▶ REQUIRED TASK
Transcribe all of the material below word for word and leave out its pictures.
[start]
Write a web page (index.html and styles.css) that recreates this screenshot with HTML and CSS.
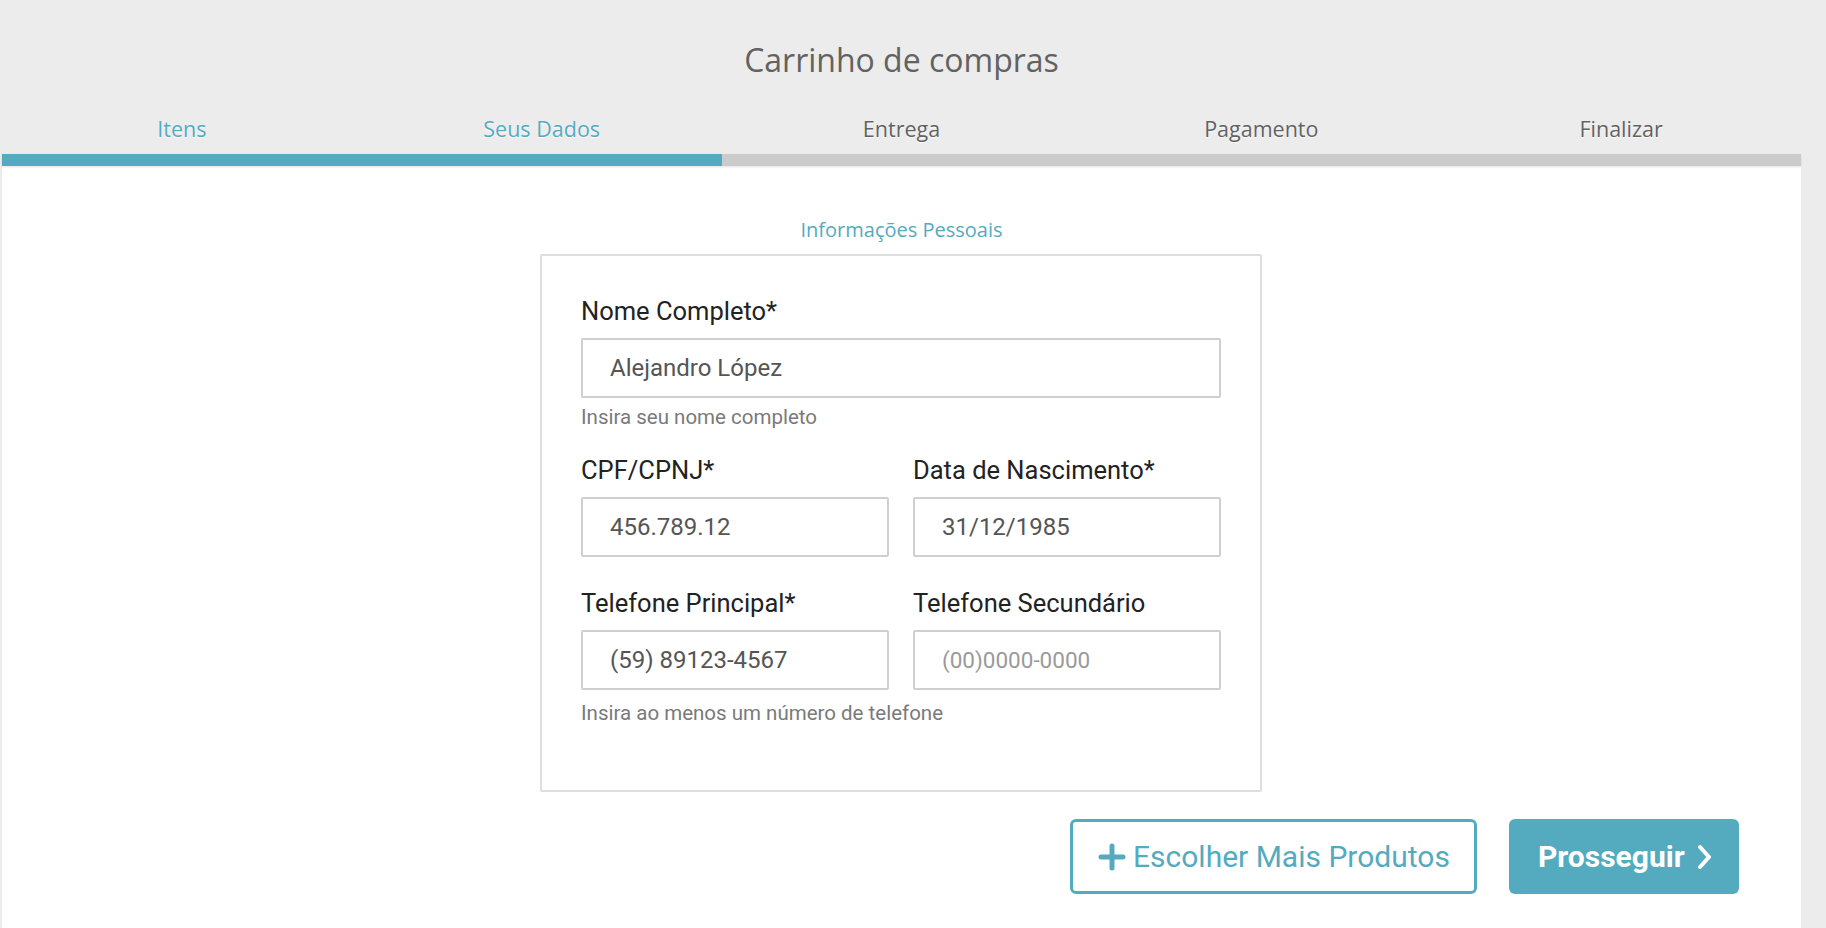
FILE: index.html
```html
<!DOCTYPE html>
<html lang="pt">
<head>
<meta charset="utf-8">
<title>Carrinho de compras</title>
<link rel="stylesheet" href="styles.css">
</head>
<body>
<div class="page">
  <header class="header">
    <h1 class="title">Carrinho de compras</h1>
    <nav class="steps">
      <div class="step active">Itens</div>
      <div class="step active">Seus Dados</div>
      <div class="step">Entrega</div>
      <div class="step">Pagamento</div>
      <div class="step">Finalizar</div>
    </nav>
    <div class="progress"><div class="progress-fill" style="width:40%"></div></div>
  </header>
  <main class="panel">
    <h2 class="section-title">Informações Pessoais</h2>
    <form class="form-box">
      <div class="field">
        <label class="label">Nome Completo*</label>
        <div class="input">Alejandro López</div>
        <div class="help">Insira seu nome completo</div>
      </div>
      <div class="row row-2">
        <div class="field">
          <label class="label">CPF/CPNJ*</label>
          <div class="input">456.789.12</div>
        </div>
        <div class="field">
          <label class="label">Data de Nascimento*</label>
          <div class="input">31/12/1985</div>
        </div>
      </div>
      <div class="row row-3">
        <div class="field">
          <label class="label">Telefone Principal*</label>
          <div class="input">(59) 89123-4567</div>
        </div>
        <div class="field">
          <label class="label">Telefone Secundário</label>
          <div class="input placeholder">(00)0000-0000</div>
        </div>
      </div>
      <div class="help help-last">Insira ao menos um número de telefone</div>
    </form>
    <div class="actions">
      <button class="btn btn-outline" type="button">
        <svg class="plus" width="28" height="28" viewBox="0 0 28 28"><path d="M14 3v22M3 14h22" stroke="currentColor" stroke-width="5" stroke-linecap="round" fill="none"/></svg>
        <span>Escolher Mais Produtos</span>
      </button>
      <button class="btn btn-primary" type="button">
        <span>Prosseguir</span>
        <svg class="chev" width="14" height="28" viewBox="0 0 14 28"><path d="M3 4l9 10-9 10" stroke="currentColor" stroke-width="4" stroke-linecap="round" stroke-linejoin="round" fill="none"/></svg>
      </button>
    </div>
  </main>
</div>
</body>
</html>
```

FILE: styles.css
```css
html, body {
  margin: 0;
  padding: 0;
}
body {
  background: #ececec;
  font-family: Roboto, "Liberation Sans", sans-serif;
}
.page {
  width: 1799px;
  margin-left: 2px;
  min-height: 928px;
  display: flex;
  flex-direction: column;
}
.header {
  display: flex;
  flex-direction: column;
}
.title {
  margin: 0;
  padding-top: 38px;
  font-family: "Open Sans", sans-serif;
  font-weight: 400;
  font-size: 32px;
  line-height: 44px;
  color: #626262;
  text-align: center;
}
.steps {
  margin-top: 32px;
  display: grid;
  grid-template-columns: repeat(5, 1fr);
}
.step {
  font-family: "Open Sans", sans-serif;
  font-size: 21.5px;
  line-height: 30px;
  color: #626262;
  text-align: center;
  text-shadow: 0 1px 1px #fff;
}
.step.active {
  color: #54abc0;
}
.progress {
  margin-top: 10px;
  height: 12px;
  background: #cbcbcb;
  box-shadow: 0 1px 2px rgba(0,0,0,0.12);
  position: relative;
  z-index: 1;
}
.progress-fill {
  height: 100%;
  background: #54abc0;
}
.panel {
  flex: 1;
  background: #fff;
  padding-top: 50px;
  display: flex;
  flex-direction: column;
  align-items: center;
}
.section-title {
  margin: 0;
  font-family: "Open Sans", sans-serif;
  font-weight: 400;
  font-size: 20px;
  line-height: 28px;
  color: #54abc0;
}
.form-box {
  margin-top: 10px;
  margin-right: 1px;
  width: 722px;
  box-sizing: border-box;
  border: 2px solid #dedede;
  border-radius: 2px;
  padding: 40px 39px 66px;
}
.field {
  display: flex;
  flex-direction: column;
}
.label {
  font-size: 25.5px;
  line-height: 30px;
  color: #222;
}
.input {
  margin-top: 12px;
  height: 60px;
  box-sizing: border-box;
  border: 2px solid #cfcfcf;
  border-radius: 2px;
  padding-left: 27px;
  display: flex;
  align-items: center;
  font-size: 24px;
  color: #555;
}
.input.placeholder {
  font-size: 22.5px;
  color: #9a9a9a;
}
.help {
  margin-top: 8px;
  font-size: 20.5px;
  line-height: 22px;
  color: #7a7a7a;
}
.help-last {
  margin-top: 12px;
}
.row {
  display: grid;
  grid-template-columns: 1fr 1fr;
  column-gap: 24px;
}
.row-2 {
  margin-top: 27px;
}
.row-3 {
  margin-top: 31px;
}
.actions {
  align-self: stretch;
  margin-top: 27px;
  padding-right: 62px;
  display: flex;
  justify-content: flex-end;
  gap: 32px;
}
.btn {
  height: 75px;
  box-sizing: border-box;
  border-radius: 6px;
  display: flex;
  align-items: center;
  font-family: Roboto, sans-serif;
  font-size: 30px;
  cursor: pointer;
}
.btn-outline {
  width: 407px;
  background: #fff;
  border: 3px solid #54abc0;
  color: #54abc0;
  padding: 0 0 0 25px;
  gap: 7px;
}
.btn-primary {
  width: 230px;
  background: #54abc0;
  border: none;
  color: #fff;
  font-weight: 700;
  padding: 0 0 0 29px;
  gap: 12px;
}
.plus, .chev {
  flex: none;
}
```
[end]
▶ RESULT FOR THIS EXERCISE
Write a web page (index.html and styles.css) that recreates this screenshot with HTML and CSS.
FILE: index.html
```html
<!DOCTYPE html>
<html lang="pt">
<head>
<meta charset="utf-8">
<title>Carrinho de compras</title>
<link rel="stylesheet" href="styles.css">
</head>
<body>
<div class="page">
  <header class="header">
    <h1 class="title">Carrinho de compras</h1>
    <nav class="steps">
      <div class="step active">Itens</div>
      <div class="step active">Seus Dados</div>
      <div class="step">Entrega</div>
      <div class="step">Pagamento</div>
      <div class="step">Finalizar</div>
    </nav>
    <div class="progress"><div class="progress-fill" style="width:40%"></div></div>
  </header>
  <main class="panel">
    <h2 class="section-title">Informações Pessoais</h2>
    <form class="form-box">
      <div class="field">
        <label class="label">Nome Completo*</label>
        <div class="input">Alejandro López</div>
        <div class="help">Insira seu nome completo</div>
      </div>
      <div class="row row-2">
        <div class="field">
          <label class="label">CPF/CPNJ*</label>
          <div class="input">456.789.12</div>
        </div>
        <div class="field">
          <label class="label">Data de Nascimento*</label>
          <div class="input">31/12/1985</div>
        </div>
      </div>
      <div class="row row-3">
        <div class="field">
          <label class="label">Telefone Principal*</label>
          <div class="input">(59) 89123-4567</div>
        </div>
        <div class="field">
          <label class="label">Telefone Secundário</label>
          <div class="input placeholder">(00)0000-0000</div>
        </div>
      </div>
      <div class="help help-last">Insira ao menos um número de telefone</div>
    </form>
    <div class="actions">
      <button class="btn btn-outline" type="button">
        <svg class="plus" width="28" height="28" viewBox="0 0 28 28"><path d="M14 3v22M3 14h22" stroke="currentColor" stroke-width="5" stroke-linecap="round" fill="none"/></svg>
        <span>Escolher Mais Produtos</span>
      </button>
      <button class="btn btn-primary" type="button">
        <span>Prosseguir</span>
        <svg class="chev" width="14" height="28" viewBox="0 0 14 28"><path d="M3 4l9 10-9 10" stroke="currentColor" stroke-width="4" stroke-linecap="round" stroke-linejoin="round" fill="none"/></svg>
      </button>
    </div>
  </main>
</div>
</body>
</html>
```

FILE: styles.css
```css
html, body {
  margin: 0;
  padding: 0;
}
body {
  background: #ececec;
  font-family: Roboto, "Liberation Sans", sans-serif;
}
.page {
  width: 1799px;
  margin-left: 2px;
  min-height: 928px;
  display: flex;
  flex-direction: column;
}
.header {
  display: flex;
  flex-direction: column;
}
.title {
  margin: 0;
  padding-top: 38px;
  font-family: "Open Sans", sans-serif;
  font-weight: 400;
  font-size: 32px;
  line-height: 44px;
  color: #626262;
  text-align: center;
}
.steps {
  margin-top: 32px;
  display: grid;
  grid-template-columns: repeat(5, 1fr);
}
.step {
  font-family: "Open Sans", sans-serif;
  font-size: 21.5px;
  line-height: 30px;
  color: #626262;
  text-align: center;
  text-shadow: 0 1px 1px #fff;
}
.step.active {
  color: #54abc0;
}
.progress {
  margin-top: 10px;
  height: 12px;
  background: #cbcbcb;
  box-shadow: 0 1px 2px rgba(0,0,0,0.12);
  position: relative;
  z-index: 1;
}
.progress-fill {
  height: 100%;
  background: #54abc0;
}
.panel {
  flex: 1;
  background: #fff;
  padding-top: 50px;
  display: flex;
  flex-direction: column;
  align-items: center;
}
.section-title {
  margin: 0;
  font-family: "Open Sans", sans-serif;
  font-weight: 400;
  font-size: 20px;
  line-height: 28px;
  color: #54abc0;
}
.form-box {
  margin-top: 10px;
  margin-right: 1px;
  width: 722px;
  box-sizing: border-box;
  border: 2px solid #dedede;
  border-radius: 2px;
  padding: 40px 39px 66px;
}
.field {
  display: flex;
  flex-direction: column;
}
.label {
  font-size: 25.5px;
  line-height: 30px;
  color: #222;
}
.input {
  margin-top: 12px;
  height: 60px;
  box-sizing: border-box;
  border: 2px solid #cfcfcf;
  border-radius: 2px;
  padding-left: 27px;
  display: flex;
  align-items: center;
  font-size: 24px;
  color: #555;
}
.input.placeholder {
  font-size: 22.5px;
  color: #9a9a9a;
}
.help {
  margin-top: 8px;
  font-size: 20.5px;
  line-height: 22px;
  color: #7a7a7a;
}
.help-last {
  margin-top: 12px;
}
.row {
  display: grid;
  grid-template-columns: 1fr 1fr;
  column-gap: 24px;
}
.row-2 {
  margin-top: 27px;
}
.row-3 {
  margin-top: 31px;
}
.actions {
  align-self: stretch;
  margin-top: 27px;
  padding-right: 62px;
  display: flex;
  justify-content: flex-end;
  gap: 32px;
}
.btn {
  height: 75px;
  box-sizing: border-box;
  border-radius: 6px;
  display: flex;
  align-items: center;
  font-family: Roboto, sans-serif;
  font-size: 30px;
  cursor: pointer;
}
.btn-outline {
  width: 407px;
  background: #fff;
  border: 3px solid #54abc0;
  color: #54abc0;
  padding: 0 0 0 25px;
  gap: 7px;
}
.btn-primary {
  width: 230px;
  background: #54abc0;
  border: none;
  color: #fff;
  font-weight: 700;
  padding: 0 0 0 29px;
  gap: 12px;
}
.plus, .chev {
  flex: none;
}
```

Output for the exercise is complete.